YOUR GOAL
From the entries below, reproduce exactly the lines from the one with "What React and" through the one with "const stats = [0, 1, 2];", both included, without images.

-- start of RECORD LIST --

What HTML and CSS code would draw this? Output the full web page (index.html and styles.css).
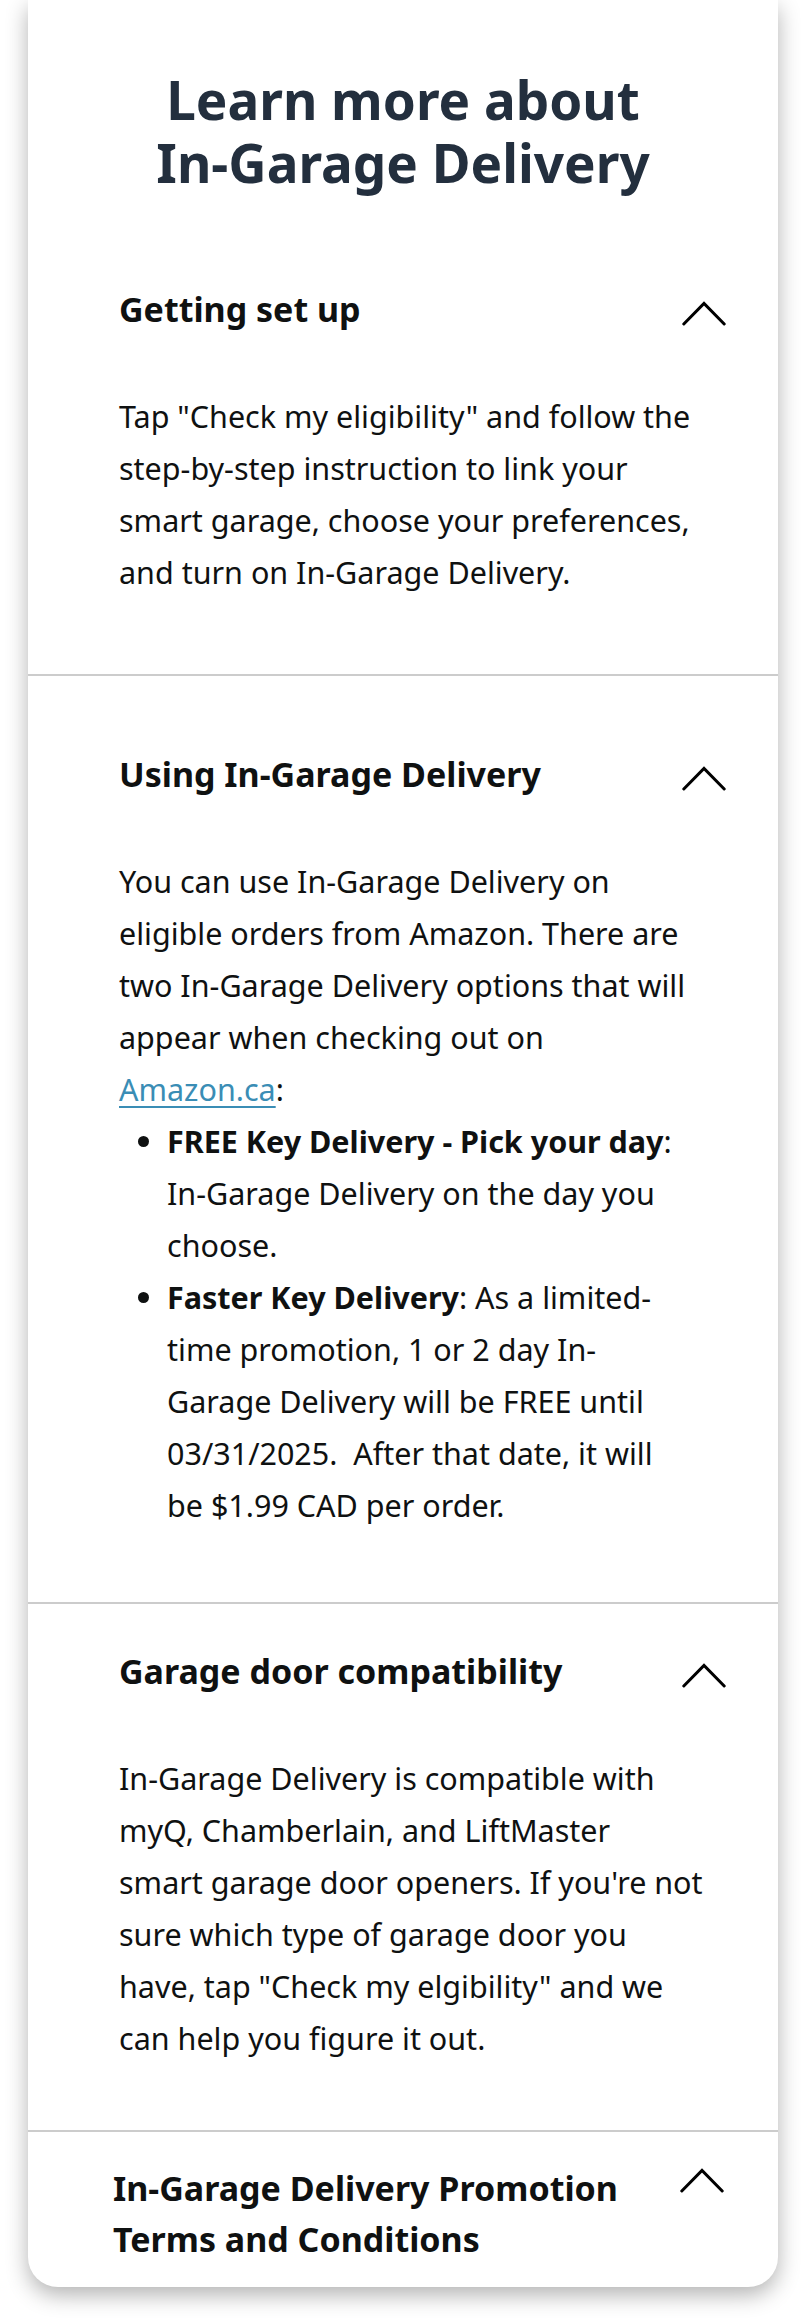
FILE: index.html
```html
<!DOCTYPE html>
<html lang="en">
<head>
<meta charset="utf-8">
<title>Learn more about In-Garage Delivery</title>
<link rel="stylesheet" href="styles.css">
</head>
<body>
<main class="card">
  <h1 class="title">Learn more about In-Garage Delivery</h1>

  <section class="faq faq--first">
    <div class="faq-head">
      <h2 class="faq-title">Getting set up</h2>
      <svg class="chevron" viewBox="0 0 44 25" width="44" height="25" aria-hidden="true"><polyline points="1.8,23 22,2.5 42.2,23"/></svg>
    </div>
    <p class="faq-body">Tap "Check my eligibility" and follow the<br>step-by-step instruction to link your<br>smart garage, choose your preferences,<br>and turn on In-Garage Delivery.</p>
  </section>

  <section class="faq faq--second">
    <div class="faq-head">
      <h2 class="faq-title">Using In-Garage Delivery</h2>
      <svg class="chevron" viewBox="0 0 44 25" width="44" height="25" aria-hidden="true"><polyline points="1.8,23 22,2.5 42.2,23"/></svg>
    </div>
    <div class="faq-body">
      <p>You can use In-Garage Delivery on<br>eligible orders from Amazon. There are<br>two In-Garage Delivery options that will<br>appear when checking out on<br><a class="link" href="#">Amazon.ca</a>:</p>
      <ul class="options">
        <li><b>FREE Key Delivery - Pick your day</b>:<br>In-Garage Delivery on the day you<br>choose.</li>
        <li><b>Faster Key Delivery</b>: As a limited-<br>time promotion, 1 or 2 day In-<br>Garage Delivery will be FREE until<br>03/31/2025.&nbsp; After that date, it will<br>be $1.99 CAD per order.</li>
      </ul>
    </div>
  </section>

  <section class="faq faq--third">
    <div class="faq-head">
      <h2 class="faq-title">Garage door compatibility</h2>
      <svg class="chevron" viewBox="0 0 44 25" width="44" height="25" aria-hidden="true"><polyline points="1.8,23 22,2.5 42.2,23"/></svg>
    </div>
    <p class="faq-body">In-Garage Delivery is compatible with<br>myQ, Chamberlain, and LiftMaster<br>smart garage door openers. If you're not<br>sure which type of garage door you<br>have, tap "Check my elgibility" and we<br>can help you figure it out.</p>
  </section>

  <section class="faq faq--last">
    <div class="faq-head">
      <h2 class="faq-title">In-Garage Delivery Promotion Terms and Conditions</h2>
      <svg class="chevron" viewBox="0 0 44 25" width="44" height="25" aria-hidden="true"><polyline points="1.8,23 22,2.5 42.2,23"/></svg>
    </div>
  </section>
</main>
</body>
</html>
```
FILE: styles.css
```css
html, body {
  margin: 0;
  padding: 0;
  background: #ffffff;
}

body {
  font-family: "Noto Sans", "Open Sans", sans-serif;
  color: #0f1111;
  padding-bottom: 37px;
}

.card {
  margin: 0 28px;
  background: #ffffff;
  border-radius: 0 0 30px 30px;
  box-shadow: 0 8px 22px rgba(0, 0, 0, 0.3);
}

.title {
  margin: 0;
  padding: 68px 100px 0;
  text-align: center;
  font-size: 53px;
  line-height: 63px;
  font-weight: 700;
  color: #232f3e;
}

.faq {
  padding: 0 52px 0 91px;
}

.faq + .faq {
  border-top: 2px solid #cccccc;
}

.faq--first { padding-top: 90px; padding-bottom: 76px; }
.faq--second { padding-top: 73px; padding-bottom: 71px; }
.faq--third { padding-top: 42px; padding-bottom: 66px; }
.faq--last { padding: 31px 54px 22px 85px; }

.faq-head {
  display: flex;
  justify-content: space-between;
  align-items: flex-start;
  gap: 24px;
}

.faq-title {
  margin: 0;
  font-size: 34px;
  line-height: 51px;
  font-weight: 700;
  color: #0f1111;
}

.chevron {
  flex: none;
  margin-top: 17px;
  fill: none;
  stroke: #000000;
  stroke-width: 3;
  stroke-linecap: round;
  stroke-linejoin: miter;
}

.faq--last .chevron {
  margin-top: 5px;
}

.faq-body {
  margin: 55px 0 0;
  font-size: 30.5px;
  line-height: 52px;
  white-space: nowrap;
}

.faq-body p {
  margin: 0;
}

.link {
  color: #3a8db5;
  text-decoration: underline;
  text-decoration-thickness: 2px;
  text-underline-offset: 5px;
}

.options {
  margin: 0;
  padding-left: 48px;
}

.options b {
  font-weight: 700;
}
```
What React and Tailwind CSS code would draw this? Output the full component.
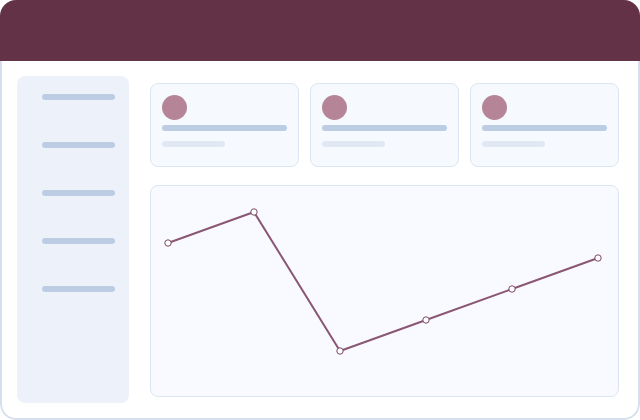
import React from 'react';

const navItems = [0, 1, 2, 3, 4];
const stats = [0, 1, 2];

// chart points, in the chart card's own coordinates
const points = [
    [18, 58],
    [104, 27],
    [190, 166],
    [276, 135],
    [362, 104],
    [448, 73],
];

const StatCard = () => (
    <div className="flex-1 min-w-0 h-[84px] rounded-lg border border-[#dce5f2] bg-[#f6f9fe] px-[11px] pt-[11px]">
        <div className="w-[25px] h-[25px] rounded-full bg-[#b58496]" />
        <div className="mt-[5px] h-[6px] rounded-full bg-[#bccde3]" />
        <div className="mt-[10px] h-[6px] w-[63px] rounded-full bg-[#e0e8f3]" />
    </div>
);

const Chart = () => (
    <div className="flex-1 min-h-0 rounded-lg border border-[#dce5f2] bg-[#f8faff] overflow-hidden">
        <svg width="100%" height="100%" viewBox="1 1 468 210" preserveAspectRatio="xMinYMin slice" className="block">
            <polyline
                points={points.map(p => p.join(',')).join(' ')}
                fill="none"
                stroke="#8a5673"
                strokeWidth="2"
                strokeLinejoin="round"
            />
            {points.map(([x, y], i) => (
                <circle key={i} cx={x} cy={y} r="3.2" fill="#ffffff" stroke="#7d4863" strokeWidth="1" />
            ))}
        </svg>
    </div>
);

export default function App() {
    return (
        <div className="w-[640px] h-[420px] flex flex-col rounded-[16px] overflow-hidden bg-white">
            <div className="h-[61px] shrink-0 bg-[#633246]" />
            <div className="flex-1 flex border-x-2 border-b-2 border-[#d5dfed] rounded-b-[16px] pl-[15px] pr-[19px] pt-[15px] pb-[15px] gap-[21px]">
                <div className="w-[112px] shrink-0 rounded-lg bg-[#edf2fa] pt-[18px] flex flex-col gap-[42px]">
                    {navItems.map(i => (
                        <div key={i} className="ml-[25px] w-[73px] h-[6px] rounded-full bg-[#bccde3]" />
                    ))}
                </div>
                <div className="flex-1 min-w-0 flex flex-col pt-[7px] pb-[6px] gap-[18px]">
                    <div className="flex gap-[11px]">
                        {stats.map(i => (
                            <StatCard key={i} />
                        ))}
                    </div>
                    <Chart />
                </div>
            </div>
        </div>
    );
}
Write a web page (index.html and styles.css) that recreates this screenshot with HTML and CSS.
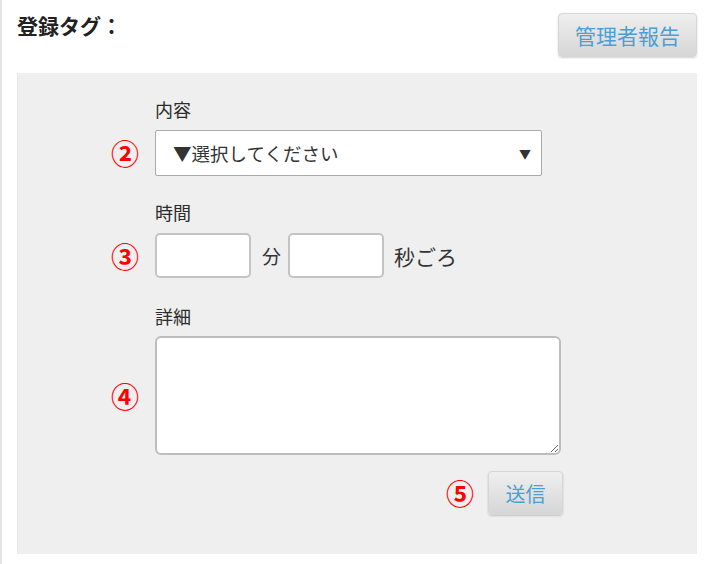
FILE: index.html
```html
<!DOCTYPE html>
<html lang="ja">
<head>
<meta charset="utf-8">
<link rel="stylesheet" href="styles.css">
</head>
<body>
<div class="page">
  <div class="header">
    <h2 class="title">登録タグ：</h2>
    <button class="btn btn-report" type="button">管理者報告</button>
  </div>
  <div class="panel">
    <div class="group group-content">
      <div class="label">内容</div>
      <div class="row">
        <span class="marker">②</span>
        <div class="select">
          <span>▼選択してください</span>
          <span class="arrow">▼</span>
        </div>
      </div>
    </div>
    <div class="group group-time">
      <div class="label">時間</div>
      <div class="row">
        <span class="marker">③</span>
        <div class="time">
          <input class="num" type="text">
          <span class="unit">分</span>
          <input class="num" type="text">
          <span class="unit unit-sec">秒ごろ</span>
        </div>
      </div>
    </div>
    <div class="group group-detail">
      <div class="label">詳細</div>
      <div class="row">
        <span class="marker">④</span>
        <textarea class="detail"></textarea>
      </div>
    </div>
    <div class="submit-row">
      <span class="marker marker-send">⑤</span>
      <button class="btn btn-send" type="button">送信</button>
    </div>
  </div>
</div>
</body>
</html>
```

FILE: styles.css
```css
* { box-sizing: border-box; }
html, body { margin: 0; padding: 0; background: #fff; }
body {
  font-family: "Noto Sans CJK JP", "Noto Sans", sans-serif;
  color: #333;
  width: 706px;
  height: 564px;
  overflow: hidden;
}
.page {
  border-left: 2px solid #e4e4e4;
  height: 564px;
  padding: 0 9px 0 15px;
}
.header {
  display: flex;
  justify-content: space-between;
  align-items: flex-start;
  height: 73px;
}
.title {
  margin: 0;
  padding-top: 10px;
  font-size: 21px;
  font-weight: bold;
  line-height: 30px;
  color: #222;
}
.btn {
  font-family: inherit;
  color: #4b9fd5;
  border: 1px solid #d6d6d6;
  border-radius: 4px;
  background: linear-gradient(#efefef, #d6d6d6);
  box-shadow: 0 1px 2px rgba(0,0,0,0.18);
  padding: 0;
  cursor: pointer;
}
.btn-report {
  margin-top: 13px;
  width: 139px;
  height: 44px;
  font-size: 21px;
  line-height: 1;
}
.panel {
  background: #efefef;
  border-left: 1px solid #e6e6e6;
  height: 481px;
  padding-top: 24px;
}
.group-content { margin-bottom: 24px; }
.group-time { margin-bottom: 26px; }
.group-detail { margin-bottom: 16px; }
.label {
  margin-left: 137px;
  font-size: 18px;
  line-height: 24px;
  margin-bottom: 9px;
  color: #2b2b2b;
}
.group-detail .label { margin-bottom: 8px; }
.row {
  display: flex;
  align-items: center;
}
.marker {
  width: 137px;
  padding-right: 16px;
  text-align: right;
  color: #f00;
  font-size: 28px;
  font-weight: bold;
  line-height: 1;
  flex-shrink: 0;
}
.select {
  width: 387px;
  height: 46px;
  background: #fff;
  border: 1px solid #a9a9a9;
  border-radius: 2px;
  display: flex;
  justify-content: space-between;
  align-items: center;
  padding: 0 10px 0 17px;
  font-size: 18.5px;
}
.arrow { font-size: 12px; }
.time {
  display: flex;
  align-items: center;
}
.num {
  width: 96px;
  height: 45px;
  border: 2px solid #c4c4c4;
  border-radius: 5px;
  background: #fff;
  margin: 0;
}
.unit {
  font-size: 19px;
  margin: 0 7px 0 11px;
}
.unit-sec {
  font-size: 21px;
  margin-left: 10px;
}
.detail {
  width: 406px;
  height: 119px;
  border: 2px solid #bdbdbd;
  border-radius: 6px;
  background: #fff;
  margin: 0;
  resize: both;
  font-family: inherit;
  display: block;
}
.submit-row {
  display: flex;
  align-items: center;
}
.marker-send {
  width: auto;
  margin-left: 428px;
  padding-right: 0;
  margin-right: 14px;
}
.btn-send {
  width: 75px;
  height: 44px;
  font-size: 20px;
}
```
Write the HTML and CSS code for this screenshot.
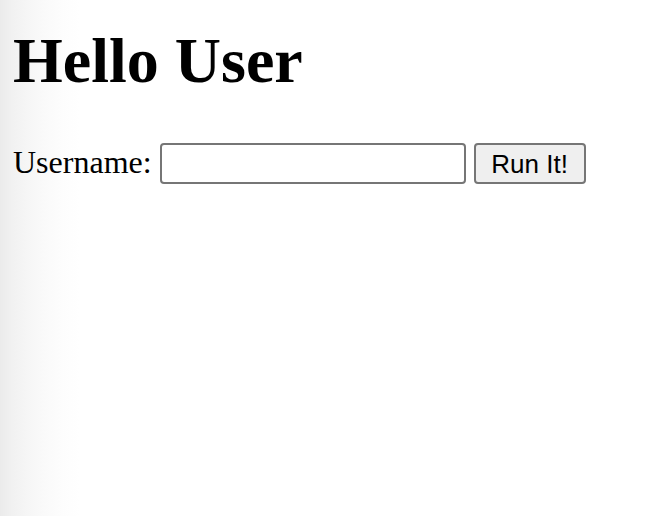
FILE: index.html
```html
<!DOCTYPE html>
<html lang="en">
<head>
<meta charset="utf-8">
<title>Hello User</title>
<link rel="stylesheet" href="styles.css">
</head>
<body>
<main class="page">
  <h1 class="title">Hello User</h1>
  <form class="row">
    <label class="label" for="username">Username:</label>
    <input class="field" id="username" type="text">
    <button class="btn" type="button">Run It!</button>
  </form>
</main>
</body>
</html>
```
FILE: styles.css
```css
html, body {
  margin: 0;
  padding: 0;
  height: 100%;
}
body {
  background: linear-gradient(to right, #ebebeb 0px, #f1f1f1 12px, #f6f6f6 28px, #fafafa 45px, #fdfdfd 62px, #ffffff 80px);
  font-family: "Liberation Serif", "Times New Roman", serif;
  color: #000;
}
.page {
  padding: 0 13px;
}
.title {
  margin: 0;
  padding-top: 24px;
  margin-bottom: 45px;
  font-size: 64px;
  line-height: 74px;
  font-weight: bold;
}
.row {
  display: flex;
  align-items: center;
  gap: 8px;
  margin: 0;
}
.label {
  font-size: 32px;
  line-height: 37px;
  padding-bottom: 3px;
}
.field {
  box-sizing: border-box;
  width: 306px;
  height: 41px;
  margin: 0;
  border: 2px solid #767676;
  border-radius: 4px;
  background: #fff;
  padding: 2px 6px;
  font-family: "Liberation Sans", Arial, sans-serif;
  font-size: 26px;
}
.btn {
  box-sizing: border-box;
  width: 112px;
  height: 41px;
  margin: 0;
  padding: 0;
  border: 2px solid #767676;
  border-radius: 4px;
  background: #efefef;
  color: #000;
  font-family: "Liberation Sans", Arial, sans-serif;
  font-size: 26px;
  line-height: 1;
  text-align: center;
}
```
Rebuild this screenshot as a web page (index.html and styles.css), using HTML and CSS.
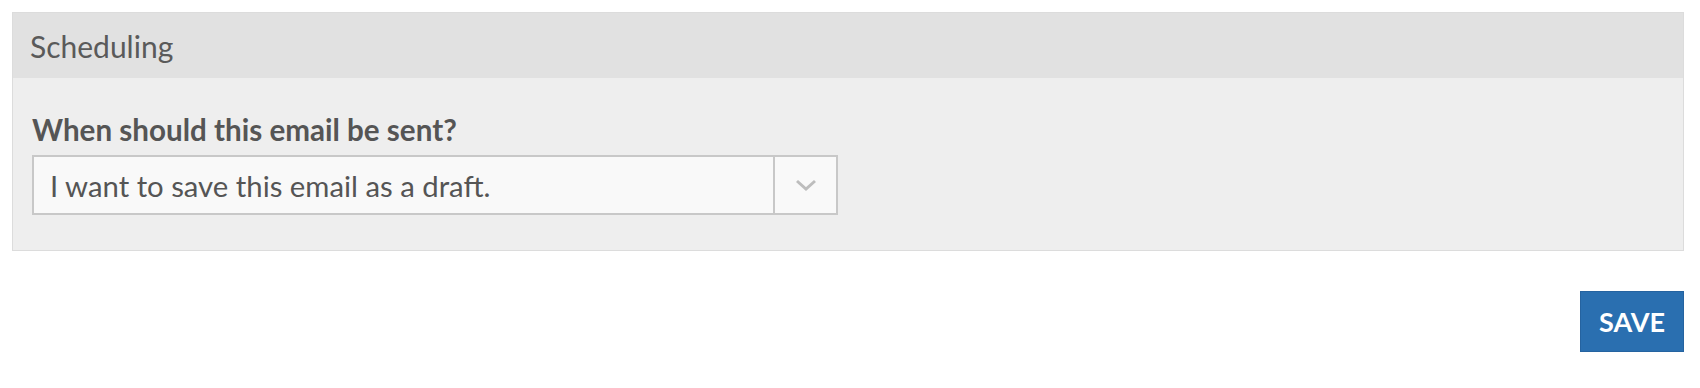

-- end of RECORD LIST --

ANSWER FOR THIS EXERCISE
What React and Tailwind CSS code would draw this? Output the full component.
import React from 'react';

const navItems = [0, 1, 2, 3, 4];
const stats = [0, 1, 2];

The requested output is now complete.